The 4-hour chart shows a neutral-to-bullish short-term recovery setup, with price rebounding to 23,628.686 and reclaiming both the 14-period SMA and the 50-period SMA at 23,092.581, while also pushing back above the 200-period SMA near 23,600. This is important because the reclaim of all three moving averages suggests the sharp March selloff has transitioned into a recovery phase, but the market is still approaching a heavy resistance zone rather than trading in clear breakout territory. The first resistance sits around 23,850, which is the recent reaction high and immediate supply band, followed by 24,200, where prior swing structure suggests sellers may re-emerge. Support is first seen at 23,300, which is the nearest consolidation base and should now act as a short-term demand area after the recent bounce, while 22,800 is the more important downside level as it marks the recent washout low area and the level that bulls cannot afford to lose if they want this rebound to remain technically credible.
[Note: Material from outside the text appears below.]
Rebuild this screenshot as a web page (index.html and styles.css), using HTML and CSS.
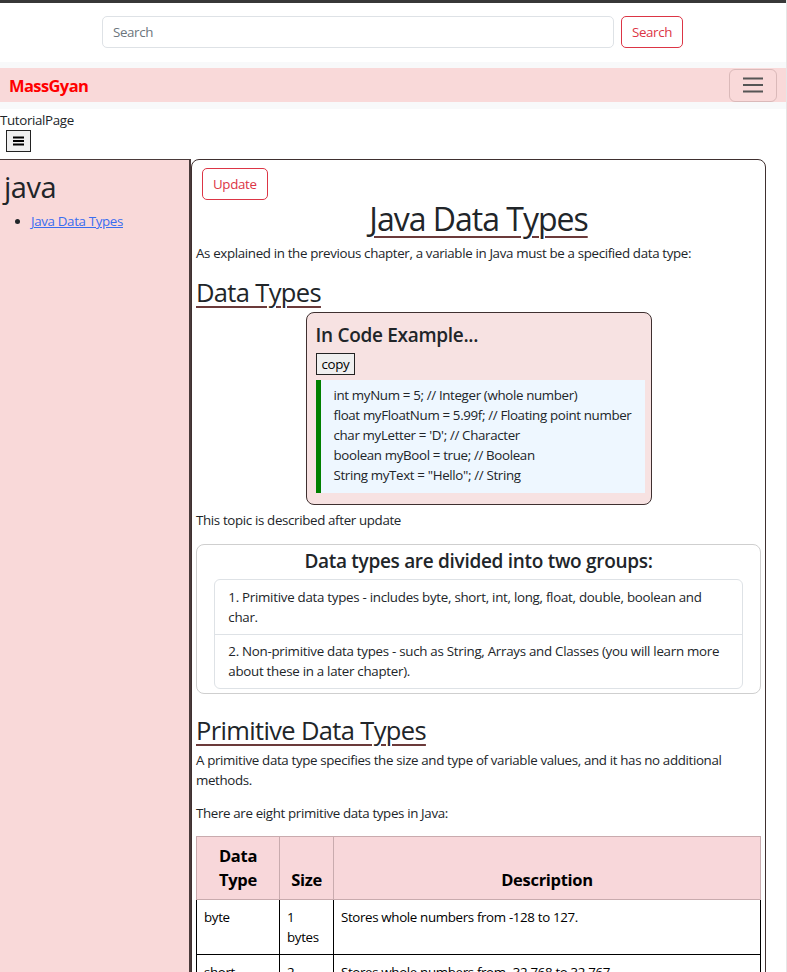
FILE: index.html
```html
<!DOCTYPE html>
<html lang="en">
<head>
<meta charset="utf-8">
<title>MassGyan - Java Data Types</title>
<link rel="stylesheet" href="styles.css">
</head>
<body>
<div class="page">
  <div class="topline"></div>
  <form class="search">
    <input class="search-input" type="text" placeholder="Search">
    <button class="btn btn-outline" type="button">Search</button>
  </form>
  <nav class="navwrap">
    <div class="navbar">
      <a class="brand" href="#">MassGyan</a>
      <button class="toggler" type="button" aria-label="menu">
        <svg width="22" height="16" viewBox="0 0 22 16"><path d="M1 1.5h20M1 8h20M1 14.5h20" stroke="#555" stroke-width="2" fill="none"/></svg>
      </button>
    </div>
  </nav>
  <div class="tp">TutorialPage</div>
  <button class="menu-btn" type="button" aria-label="open menu">
    <svg width="11" height="10" viewBox="0 0 11 10"><path d="M0 1.5h11M0 5h11M0 8.5h11" stroke="#000" stroke-width="2" fill="none"/></svg>
  </button>
  <div class="layout">
    <aside class="sidebar">
      <h1 class="side-title">java</h1>
      <ul class="side-list">
        <li><a href="#">Java Data Types</a></li>
      </ul>
    </aside>
    <main class="content">
      <button class="btn btn-outline update" type="button">Update</button>
      <h1 class="title">Java Data Types</h1>
      <p>As explained in the previous chapter, a variable in Java must be a specified data type:</p>
      <h2 class="sub">Data Types</h2>
      <div class="code-card">
        <h4 class="code-title">In Code Example...</h4>
        <button class="copy" type="button">copy</button>
        <div class="code">
          <div>int myNum = 5; // Integer (whole number)</div>
          <div>float myFloatNum = 5.99f; // Floating point number</div>
          <div>char myLetter = 'D'; // Character</div>
          <div>boolean myBool = true; // Boolean</div>
          <div>String myText = "Hello"; // String</div>
        </div>
      </div>
      <p class="after">This topic is described after update</p>
      <div class="groups">
        <h4 class="groups-title">Data types are divided into two groups:</h4>
        <ul class="list-group">
          <li>1. Primitive data types - includes byte, short, int, long, float, double, boolean and char.</li>
          <li>2. Non-primitive data types - such as String, Arrays and Classes (you will learn more about these in a later chapter).</li>
        </ul>
      </div>
      <h2 class="sub">Primitive Data Types</h2>
      <p>A primitive data type specifies the size and type of variable values, and it has no additional methods.</p>
      <p class="before-table">There are eight primitive data types in Java:</p>
      <table class="types">
        <thead>
          <tr><th class="c1">Data Type</th><th class="c2">Size</th><th>Description</th></tr>
        </thead>
        <tbody>
          <tr><td>byte</td><td>1 bytes</td><td>Stores whole numbers from -128 to 127.</td></tr>
          <tr><td>short</td><td>2 bytes</td><td>Stores whole numbers from -32,768 to 32,767</td></tr>
          <tr><td>int</td><td>4 bytes</td><td>Stores whole numbers from -2,147,483,648 to 2,147,483,647</td></tr>
        </tbody>
      </table>
    </main>
  </div>
</div>
</body>
</html>
```
FILE: styles.css
```css
* { box-sizing: border-box; }
html, body { margin: 0; padding: 0; background: #fff; }
body {
  font-family: "Open Sans", "Noto Sans", sans-serif;
  font-size: 13.33px;
  line-height: 20px;
  letter-spacing: -0.35px;
  color: #212529;
  overflow: hidden;
}
.page {
  border-right: 1px solid #e6e6e6;
  min-height: 972px;
}
.topline { height: 3px; background: #383838; }

.search {
  display: flex;
  justify-content: center;
  gap: 7px;
  margin: 13px 0 0;
  padding-right: 1px;
}
.search-input {
  width: 512px;
  height: 32px;
  border: 1px solid #dee2e6;
  border-radius: 5px;
  padding: 0 10px;
  font: inherit;
  letter-spacing: -0.35px;
  color: #212529;
}
.search-input::placeholder { color: #6c757d; }
.btn {
  font: inherit;
  letter-spacing: -0.35px;
  height: 32px;
  padding: 0 10px;
  border-radius: 5px;
  background: #fff;
  cursor: pointer;
}
.btn-outline { border: 1px solid #dc3545; color: #dc3545; }

.navwrap {
  margin-top: 14px;
  background: #f8f9fa;
  padding: 6px 0 7px;
}
.navbar {
  background: #f9d9d9;
  height: 34px;
  display: flex;
  align-items: center;
  justify-content: space-between;
  padding: 0 9px;
}
.brand {
  color: #ff0000;
  font-weight: 700;
  font-size: 16.5px;
  line-height: 22px;
  padding-top: 2px;
  letter-spacing: -0.6px;
  text-decoration: none;
}
.toggler {
  width: 48px;
  height: 33px;
  border: 1px solid rgba(80,40,40,0.18);
  border-radius: 6px;
  background: transparent;
  display: flex;
  align-items: center;
  justify-content: center;
  padding: 0;
}

.tp { line-height: 20px; height: 21px; padding-top: 1px; }
.menu-btn {
  display: flex;
  align-items: center;
  justify-content: center;
  margin: 0 0 0 6px;
  width: 25px;
  height: 22px;
  padding: 0;
  border: 1px solid #222;
  background: #efefef;
}

.layout {
  display: flex;
  align-items: stretch;
  margin-top: 7px;
}
.sidebar {
  width: 191px;
  flex: none;
  background: #f9d9d9;
  border-top: 1px solid #4a3a3a;
  border-right: 2px solid #4a3a3a;
  min-height: 820px;
}
.side-title {
  font-size: 29px;
  font-weight: 500;
  line-height: 38px;
  letter-spacing: -0.5px;
  margin: 8px 0 5px 4px;
}
.side-list { margin: 0; padding-left: 31px; }
.side-list a { color: #3a6df0; }

.content {
  width: 575px;
  margin-left: 0;
  border: 1px solid #3f3030;
  border-radius: 8px 8px 0 0;
  padding: 8px 4px 20px;
}
.update { margin-left: 6px; height: 32px; padding: 0 10px; }
h1, h2, h4 { font-weight: 500; color: #212529; }
.title {
  text-align: center;
  font-size: 32px;
  font-weight: 500;
  line-height: 40px;
  letter-spacing: -1px;
  margin: -1px 0 4px;
  text-decoration: underline;
  text-decoration-color: #6b3a3a;
  text-underline-offset: 5px;
  text-decoration-thickness: 2px;
}
p { margin: 0 0 13.33px; }
.sub {
  font-size: 25.5px;
  line-height: 32px;
  letter-spacing: -0.65px;
  margin: 0 0 4px;
  text-decoration: underline;
  text-decoration-color: #6b3a3a;
  text-underline-offset: 4px;
  text-decoration-thickness: 2px;
}
.before-table { margin-bottom: 12.5px; }

.code-card {
  width: 346px;
  margin: 0 auto 5px;
  background: #f7e2e2;
  border: 1px solid #3f3030;
  border-radius: 8px;
  padding: 10px 6px 11px 9px;
}
.code-title {
  font-size: 19px;
  font-weight: 600;
  line-height: 24px;
  letter-spacing: -0.3px;
  margin: 0 0 6px;
}
.copy {
  display: block;
  font: inherit;
  letter-spacing: -0.35px;
  height: 22px;
  padding: 0 5px;
  border: 1px solid #222;
  background: #efefef;
  color: #000;
  margin-bottom: 5px;
}
.code {
  background: #eef7ff;
  border-left: 5px solid #008000;
  padding: 5px 4px 8px 13px;
  white-space: nowrap;
}
.after { margin-bottom: 14px; }

.groups {
  border: 1px solid #cfcfcf;
  border-radius: 8px;
  padding: 4px 17px 4px 17px;
  margin-bottom: 20px;
}
.groups-title {
  text-align: center;
  font-size: 19px;
  font-weight: 600;
  line-height: 24px;
  letter-spacing: -0.3px;
  margin: 0 0 6px;
}
.list-group {
  list-style: none;
  margin: 0;
  padding: 0;
  border: 1px solid #dee2e6;
  border-radius: 6px;
}
.list-group li { padding: 6.67px 13.33px; letter-spacing: -0.28px; }
.list-group li + li { border-top: 1px solid #dee2e6; }

.types {
  width: 100%;
  border-collapse: collapse;
  color: #000;
}
.types th {
  background: #f8d7da;
  border: 1px solid #c9abae;
  font-size: 16.5px;
  font-weight: 700;
  line-height: 24px;
  letter-spacing: -0.3px;
  vertical-align: bottom;
  padding: 7px;
  text-align: center;
}
.types th.c1 { width: 83px; }
.types th.c2 { width: 54px; }
.types td {
  border: 1px solid #000;
  padding: 7px;
  vertical-align: top;
  line-height: 20px;
}
```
The Stochastic Momentum Index is still negative at -18.66%, even though price has rallied sharply, which creates a notable momentum non-confirmation: price has improved faster than the oscillator, suggesting the rebound is real but still vulnerable to hesitation or a retest before a stronger trend continuation develops. That divergence tempers bullish enthusiasm and is why the 4-hour view is neutral-to-bullish rather than outright bullish. In trading terms, the chart favours buying controlled pullbacks above 23,300 or buying a confirmed breakout through 23,850, targeting 24,200 next, while using a stop below 23,200 for short-term longs. If price fails back below 23,300, the rebound likely loses traction and opens the risk of a retracement toward 22,800.